The period \(d(i)\) of a state \(i\in S\) is defined as

\begin{align} d(i) = \text{gcd}(n \geq 1 | [P^n]_{ii}>0) \end{align}

In other words, the GCD of the number of steps it takes for all paths that go back to that state. A state is periodic if \(d(i) > 1\), and aperiodic if \(d(i) = 1\).

Theorem: If \(i\) and \(j\) intercommunicate, then \(d(i)=d(j)\).

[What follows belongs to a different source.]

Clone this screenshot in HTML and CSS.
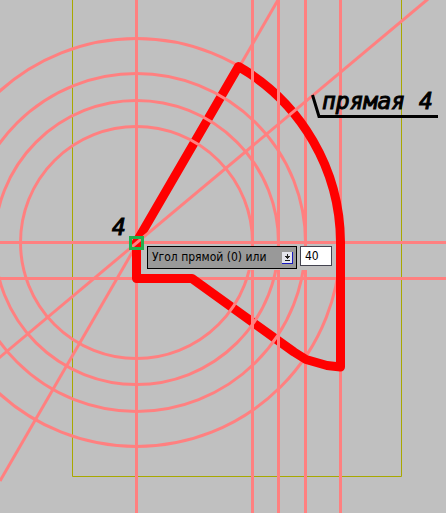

Proof: Recall that \(d(i) = \text{gcd}(n\geq 1 | [P^n]_{ii}>0)\). We want to show that \(d(i)=d(j)\), so it is equivalent to show that \(d(i) | d(j)\) and \(d(j) | d(i)\).

Since \(i\) and \(j\) intercommunicate, there is a path from \(i\) to \(j\) with length \(l_{ij}\), and a path from \(j\) to \(i\) with length \(l_{ji}\). We know that there exists a path from \(j\) back to \(j\) with length \(l_{ij}+l_{ji}\). Then, an arbitrary path from \(j\) back to \(j\) with length \(k\) means that we also have a path from \(i\) back to \(i\) with length \(l_{ij}+l_{ji}+k\). Then,

\begin{align} d(i)&|l_{ij}+l_{ji}+k \notag \\ d(i) &| l_{ij} + l_{ji} \notag \\ \Rightarrow d(i) &| k \notag \end{align}

Since \(k\) must be a multiple of \(d(j)\), we have \(d(i)|d(j)\). By symmetry, we can also see that \(d(j)|d(i)\). \(\square\)

The Fundamental Theorem of Markov Chains says that if a finite Markov chain is irreducible and aperiodic, then it converges to a stationary distribution.